Na poparcie tej teorii przywoływany jest również argument, że interes prawny, jako przesłanka zaskarżenia orzeczenia pojawia się w unormowaniach szczegółowych, dlatego zbędne jest uznawanie go za warunek niezbędny dla odwołania w każdym przypadku.

Tylko pokrzywdzony może kwestionować zasadność decyzji sądu

Szereg argumentów jest przytaczanych także na rzecz poglądu, że nie może zaskarżyć decyzji sądu osoba, czyjej prawa nie zostały naruszone orzeczeniem.

W tym kontekście we wniosku przywołano m.in. stanowisko Sądu Najwyższego wypowiedziane w uzasadnieniu wyroku z dnia 25 marca 1949 r., Wa C. 302/48 (OSN 1950, nr 1 poz. 5) „Skarżący musi mieć interes prawny w uzyskaniu decyzji treści odmiennej od tej, którą zaskarża. Zasada ta wyraźnie przez k.p.c. nie jest wypowiedziana, znajduje jednak oparcie w ogólnych zasadach postępowania spornego, do których należy także zasada, że postępowanie sporne jest środkiem ochrony materialnych praw jednostki, nie może zatem żądać wszczęcia postępowania ten, kto nie żąda ochrony swojego prawa, jeżeli ustawa szczególna nie stanowi inaczej, nie może też zaskarżyć orzeczenia sądu ten, czyjego prawa orzeczenie nie narusza.
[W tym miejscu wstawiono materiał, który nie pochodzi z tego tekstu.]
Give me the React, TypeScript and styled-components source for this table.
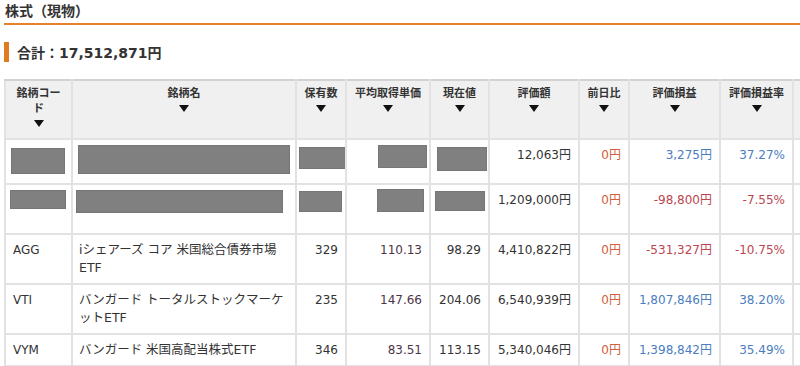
import React from "react";
import styled, { createGlobalStyle } from "styled-components";

const Global = createGlobalStyle`
  html, body { margin: 0; padding: 0; background: #fff; overflow: hidden; }
  body { font-family: "DejaVu Sans", "Noto Sans CJK JP", sans-serif; color: #333; }
`;

const Page = styled.div`
  width: 800px;
  height: 366px;
  overflow: hidden;
  padding-left: 4px;
  box-sizing: border-box;
`;

const Title = styled.h2`
  margin: 0;
  padding: 0 0 3px 1px;
  font-family: "Noto Sans CJK JP", sans-serif;
  font-size: 14px;
  font-weight: 700;
  line-height: 20px;
  color: #333;
  border-bottom: 2px solid #e8822a;
`;

const Total = styled.div`
  margin-top: 17px;
  height: 20px;
  display: flex;
  align-items: center;
  gap: 8px;
  font-size: 14px;
  font-weight: 700;
  color: #333;
`;

const TotalBar = styled.span`
  width: 5px;
  height: 20px;
  background: #e07b22;
`;

const Table = styled.table`
  margin-top: 17px;
  border-collapse: collapse;
  table-layout: fixed;
  width: 868px;
  font-size: 12px;
`;

const Col = styled.col<{ $w: number }>`
  width: ${(p) => p.$w}px;
`;

const Th = styled.th`
  background: #f0f0f0;
  border: 2px solid #e2e2e2;
  border-top-color: #d2d2d2;
  padding: 5px 6px 11px;
  font-size: 11px;
  font-weight: 700;
  line-height: 15px;
  vertical-align: top;
  text-align: center;
  color: #333;
`;

const Sort = styled.span`
  display: block;
  width: 0;
  height: 0;
  margin: 4px auto 0;
  border-left: 5px solid transparent;
  border-right: 5px solid transparent;
  border-top: 7px solid #111;
`;

type Tone = "plain" | "zero" | "pos" | "neg" | "avg";
const toneColor: Record<Tone, string> = {
  plain: "#333",
  zero: "#cf603b",
  pos: "#4b7dc0",
  neg: "#bb4650",
  avg: "#4d3548",
};

const Td = styled.td<{ $right?: boolean; $tone?: Tone; $wide?: boolean }>`
  border: 2px solid #e2e2e2;
  padding: ${(p) => (p.$wide ? "6px 10px 6px 6px" : "6px 7px")};
  font-size: ${(p) => (p.$wide ? "12.5px" : "12px")};
  line-height: 18px;
  vertical-align: top;
  text-align: ${(p) => (p.$right ? "right" : "left")};
  color: ${(p) => toneColor[p.$tone || "plain"]};
  white-space: normal;
`;

const Redact = styled.div<{ $w: number; $h: number; $m: string }>`
  width: ${(p) => p.$w}px;
  height: ${(p) => p.$h}px;
  margin: ${(p) => p.$m};
  background: #808080;
  box-shadow: inset 0 0 0 1px #767676;
`;

const SideLink = styled.span`
  color: #e0922a;
  font-size: 11px;
  line-height: 13px;
  display: block;
  margin-top: 2px;
`;

type Box = [number, number, string];

const headers: { label: string; w: number }[] = [
  { label: "銘柄コード", w: 67 },
  { label: "銘柄名", w: 224 },
  { label: "保有数", w: 50 },
  { label: "平均取得単価", w: 84 },
  { label: "現在値", w: 59 },
  { label: "評価額", w: 90 },
  { label: "前日比", w: 50 },
  { label: "評価損益", w: 91 },
  { label: "評価損益率", w: 73 },
];

const hiddenRows: { boxes: Box[]; value: string; day: string; gain: string; rate: string; neg: boolean; side?: boolean }[] = [
  {
    boxes: [
      [54, 26, "2px 0 0 -2px"],
      [212, 29, "-1px 0 3px -1px"],
      [47, 22, "1px 0 0 -5px"],
      [49, 23, "-1px 0 0 24px"],
      [50, 24, "1px 0 0 -1px"],
    ],
    value: "12,063円",
    day: "0円",
    gain: "3,275円",
    rate: "37.27%",
    neg: false,
  },
  {
    boxes: [
      [56, 19, "-1px 0 0 -3px"],
      [207, 23, "-1px 0 14px -3px"],
      [43, 21, "0 0 0 -5px"],
      [47, 23, "-2px 0 0 23px"],
      [50, 20, "0 0 0 -3px"],
    ],
    value: "1,209,000円",
    day: "0円",
    gain: "-98,800円",
    rate: "-7.55%",
    neg: true,
    side: true,
  },
];

const rows = [
  { code: "AGG", name: "iシェアーズ コア 米国総合債券市場ETF", qty: "329", avg: "110.13", now: "98.29", value: "4,410,822円", gain: "-531,327円", rate: "-10.75%", neg: true },
  { code: "VTI", name: "バンガード トータルストックマーケットETF", qty: "235", avg: "147.66", now: "204.06", value: "6,540,939円", gain: "1,807,846円", rate: "38.20%", neg: false },
  { code: "VYM", name: "バンガード 米国高配当株式ETF", qty: "346", avg: "83.51", now: "113.15", value: "5,340,046円", gain: "1,398,842円", rate: "35.49%", neg: false },
];

export default function App() {
  return (
    <Page>
      <Global />
      <Title>株式（現物）</Title>
      <Total>
        <TotalBar />
        <span>合計：17,512,871円</span>
      </Total>
      <Table>
        <colgroup>
          {headers.map((h) => (
            <Col key={h.label} $w={h.w} />
          ))}
          <Col $w={80} />
        </colgroup>
        <thead>
          <tr>
            {headers.map((h) => (
              <Th key={h.label}>
                {h.label}
                <Sort />
              </Th>
            ))}
            <Th />
          </tr>
        </thead>
        <tbody>
          {hiddenRows.map((r, i) => (
            <tr key={"h" + i}>
              {r.boxes.map((b, j) => (
                <Td key={j} $wide={j === 1}>
                  <Redact $w={b[0]} $h={b[1]} $m={b[2]} />
                </Td>
              ))}
              <Td $right>{r.value}</Td>
              <Td $right $tone="zero">{r.day}</Td>
              <Td $right $tone={r.neg ? "neg" : "pos"}>{r.gain}</Td>
              <Td $right $tone={r.neg ? "neg" : "pos"}>{r.rate}</Td>
              <Td>
                {r.side && (
                  <>
                    <SideLink>買増</SideLink>
                    <SideLink>売却</SideLink>
                  </>
                )}
              </Td>
            </tr>
          ))}
          {rows.map((r) => (
            <tr key={r.code}>
              <Td>{r.code}</Td>
              <Td $wide>{r.name}</Td>
              <Td $right>{r.qty}</Td>
              <Td $right $tone="avg">{r.avg}</Td>
              <Td $right>{r.now}</Td>
              <Td $right>{r.value}</Td>
              <Td $right $tone="zero">0円</Td>
              <Td $right $tone={r.neg ? "neg" : "pos"}>{r.gain}</Td>
              <Td $right $tone={r.neg ? "neg" : "pos"}>{r.rate}</Td>
              <Td />
            </tr>
          ))}
        </tbody>
      </Table>
    </Page>
  );
}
Zasada powyższa stosuje się z mocy przepisu art. 4 k.p.n. i w postępowaniu niespornym jeżeli chodzi o roszczenia majątkowe, a interes publiczny nie został naruszony (..)”.
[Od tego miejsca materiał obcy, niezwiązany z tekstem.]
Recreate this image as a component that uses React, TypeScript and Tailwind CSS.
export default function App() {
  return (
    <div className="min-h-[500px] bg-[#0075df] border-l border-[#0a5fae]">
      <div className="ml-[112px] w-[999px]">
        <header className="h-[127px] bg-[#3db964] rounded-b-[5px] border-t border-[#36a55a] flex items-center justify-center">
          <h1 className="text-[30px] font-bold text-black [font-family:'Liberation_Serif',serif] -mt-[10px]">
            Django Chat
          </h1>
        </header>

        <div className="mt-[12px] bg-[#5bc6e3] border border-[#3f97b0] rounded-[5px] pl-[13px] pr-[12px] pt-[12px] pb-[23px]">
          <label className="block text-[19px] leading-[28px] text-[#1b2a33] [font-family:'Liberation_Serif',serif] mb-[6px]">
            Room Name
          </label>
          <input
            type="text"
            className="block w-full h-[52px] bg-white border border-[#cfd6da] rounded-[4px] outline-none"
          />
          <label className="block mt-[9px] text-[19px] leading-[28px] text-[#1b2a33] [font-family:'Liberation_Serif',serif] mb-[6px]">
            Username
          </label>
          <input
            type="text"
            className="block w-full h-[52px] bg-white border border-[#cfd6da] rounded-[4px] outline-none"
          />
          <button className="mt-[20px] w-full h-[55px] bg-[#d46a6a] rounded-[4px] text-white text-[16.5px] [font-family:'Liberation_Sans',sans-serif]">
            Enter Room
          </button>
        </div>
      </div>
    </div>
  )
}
We wniosku wskazano również, że przyjęcie takiej koncepcji pozwala z kolei na wyeliminowanie wnoszenia środków zaskarżenia w złej wierze, w celu przedłużenia postępowania.

Orzeczenie SN

Skład siedmiu sędziów Sądu Najwyższego opowiedział się za koncepcją, która przyznaje prawo do zaskarżenia orzeczenia jedynie osobie pokrzywdzonej decyzją sądu. Wskazał, że „pokrzywdzenie orzeczeniem (gravamen) jest przesłanką dopuszczalności środka zaskarżenia, chyba że interes publiczny wymaga merytorycznego rozpoznania tego środka.”